Spot Bitcoin ETFs have pulled in hundreds of billions in institutional capital. Major banks now custody BTC for clients. Public companies hold it on balance sheets as a treasury reserve. And in several countries, Bitcoin is legal tender or a recognized asset class.
Where Bitcoin is genuinely being used
- Institutional treasuries: Public firms continue adding BTC as a long-term reserve.
- Payment rails: Lightning Network settles in milliseconds, making BTC viable for daily spending.
- Cross-border remittances: Workers send money home without predatory fees.
- Sovereign reserves: A growing list of nations hold BTC in national reserves.
- DeFi collateral: Bitcoin is the largest collateral asset across decentralized lending markets.
None of this guarantees a higher price tomorrow. But it proves Bitcoin has graduated from internet curiosity to financial infrastructure.
The Real Value Proposition Beyond Speculation
Most Bitcoin critics — and, honestly, most Bitcoin holders — never get past the price. That's a shame, because the technology's real value runs much deeper than speculation.
Bitcoin is fundamentally a programmable settlement layer for the internet. It lets anyone, anywhere, send value to anyone else without asking permission. In a world where payment rails are increasingly politicized and banked access remains uneven, that capability isn't theoretical. It's already running.

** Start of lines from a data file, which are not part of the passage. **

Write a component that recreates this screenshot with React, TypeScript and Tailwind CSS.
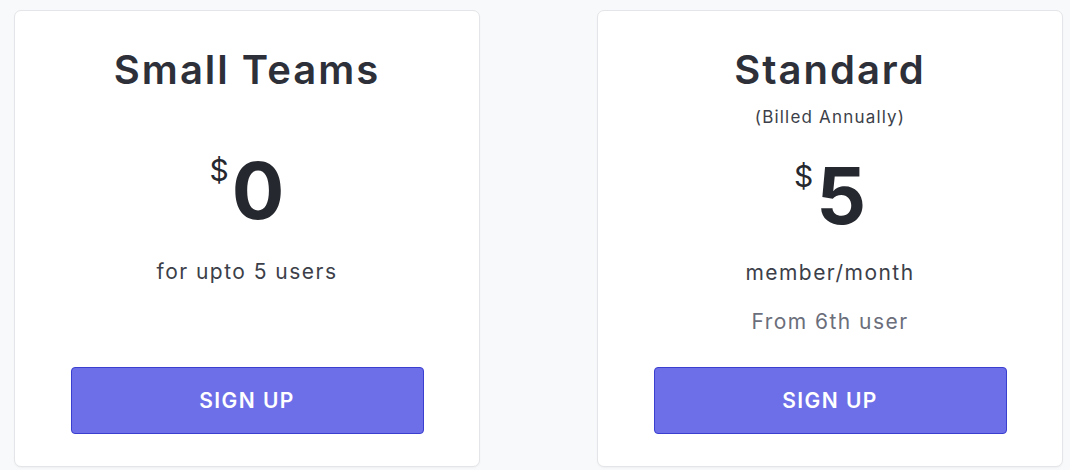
export default function App() {
  return (
    <div
      className="min-h-screen bg-[#f8f9fa] flex items-start gap-[117px] pl-[14px] pt-[10px]"
      style={{ fontFamily: "Inter, 'Noto Sans', sans-serif" }}
    >
      {/* Small Teams */}
      <div className="w-[466px] h-[457px] bg-white border border-[#e4e5e8] rounded-[7px] shadow-[0_1px_2px_rgba(0,0,0,0.04)] flex flex-col items-center pt-[37px] pb-[32px]">
        <h2 className="text-[40px] leading-[44px] font-semibold tracking-[0.05em] text-[#2d3039]">Small Teams</h2>
        <div className="mt-[60px] flex items-start gap-[3px] text-[#26282f]">
          <span className="text-[30px] leading-[28px] mt-[4px]">$</span>
          <span className="text-[78px] leading-[78px] font-bold">0</span>
        </div>
        <p className="mt-[28px] text-[21px] leading-[28px] tracking-[0.07em] text-[#3c3f49]">for upto 5 users</p>
        <button className="mt-auto w-[353px] h-[67px] bg-[#6d6fe8] border border-[#3b3fcf] rounded-[4px] text-white text-[21px] font-semibold tracking-[0.07em]">
          SIGN UP
        </button>
      </div>

      {/* Standard */}
      <div className="w-[466px] h-[457px] bg-white border border-[#e4e5e8] rounded-[7px] shadow-[0_1px_2px_rgba(0,0,0,0.04)] flex flex-col items-center pt-[37px] pb-[32px]">
        <h2 className="text-[40px] leading-[44px] font-semibold tracking-[0.05em] text-[#2d3039]">Standard</h2>
        <p className="mt-[13px] text-[17px] leading-[24px] tracking-[0.07em] text-[#3c3f49]">(Billed Annually)</p>
        <div className="mt-[28px] flex items-start gap-[3px] text-[#26282f]">
          <span className="text-[30px] leading-[28px] mt-[5px]">$</span>
          <span className="text-[78px] leading-[78px] font-bold">5</span>
        </div>
        <p className="mt-[24px] text-[21px] leading-[28px] tracking-[0.07em] text-[#3c3f49]">member/month</p>
        <p className="mt-[21px] text-[21px] leading-[28px] tracking-[0.07em] text-[#6b6e7b]">From 6th user</p>
        <button className="mt-auto w-[353px] h-[67px] bg-[#6d6fe8] border border-[#3b3fcf] rounded-[4px] text-white text-[21px] font-semibold tracking-[0.07em]">
          SIGN UP
        </button>
      </div>
    </div>
  );
}
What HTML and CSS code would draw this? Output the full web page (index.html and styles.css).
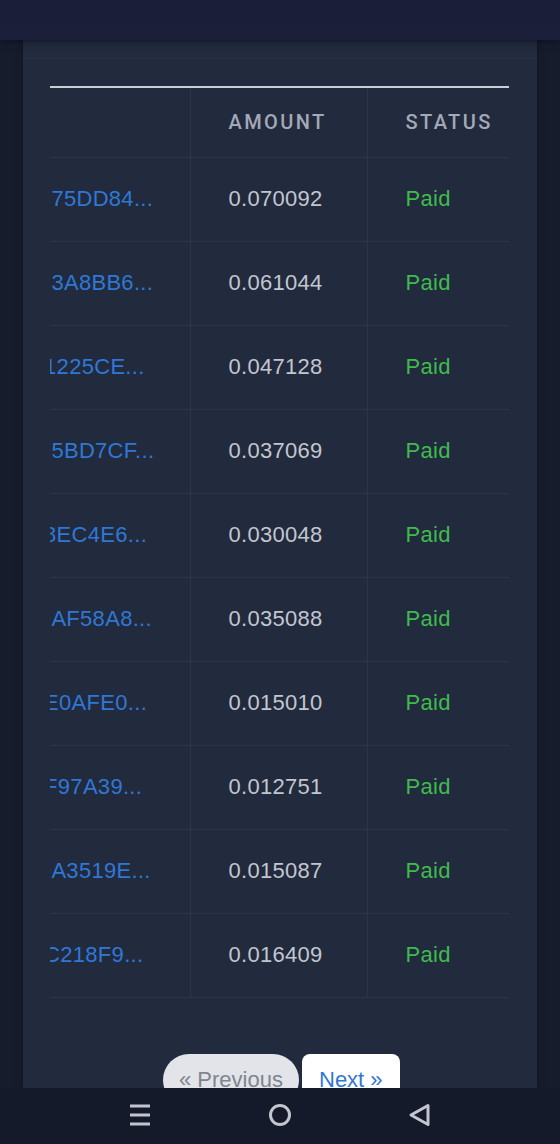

It's also a hedge against monetary debasement. When central banks expand the money supply, every existing unit of currency loses purchasing power. Bitcoin's fixed supply can't be diluted. That property doesn't care about your politics — it's math.
Bitcoin vs. traditional assets
- Gold: Slow to move, costly to store, hard to divide. Bitcoin settles globally in minutes.
- Fiat savings: Inflation erodes value predictably. Bitcoin's supply is fixed forever.
- Stocks: Equity represents ownership in one company. Bitcoin represents ownership in a global monetary network.
Myths That Refuse to Die
Even with a decade of evidence, certain myths about Bitcoin keep circulating. They sound plausible — until you check the data.
"Bitcoin is only used by criminals"
Chainalysis and similar firms have repeatedly shown that illicit transactions make up a small, shrinking percentage of on-chain activity. Cash remains the dominant tool for money laundering globally. The transparent ledger actually makes Bitcoin a poor choice for bad actors.
"Bitcoin wastes energy"
This deserves nuance. Bitcoin mining does consume significant electricity. But a growing share comes from stranded energy, flared gas, and renewables that would otherwise go unused. The energy use is a feature, not a bug — it secures the ledger without trusting a third party.
"It's too volatile to be real money"
Bitcoin's volatility is real but shrinking as liquidity deepens. Compare it to the early decades of any reserve currency — none were stable from day one. Adoption and liquidity tame volatility over time, not before.
Key Takeaways
- Bitcoin is "real" in the only sense that matters: it behaves like scarce, durable, censorship-resistant money.
- Real-world adoption has moved beyond speculation into payments, treasury reserves, and sovereign strategy.
- Fixed supply and decentralized verification are enforced by code, not marketing.
- Volatility and energy use are real concerns, but neither is unique to Bitcoin.
- Whether the price rises or falls, Bitcoin has permanently altered how humans think about money.
The next time someone tells you Bitcoin isn't "real," ask them what they mean. Real like a government bond? Real like a bar of gold? Bitcoin is something new — a natively digital, mathematically scarce asset running on a network no one controls. That's not hype. That's the most real financial innovation of our lifetime.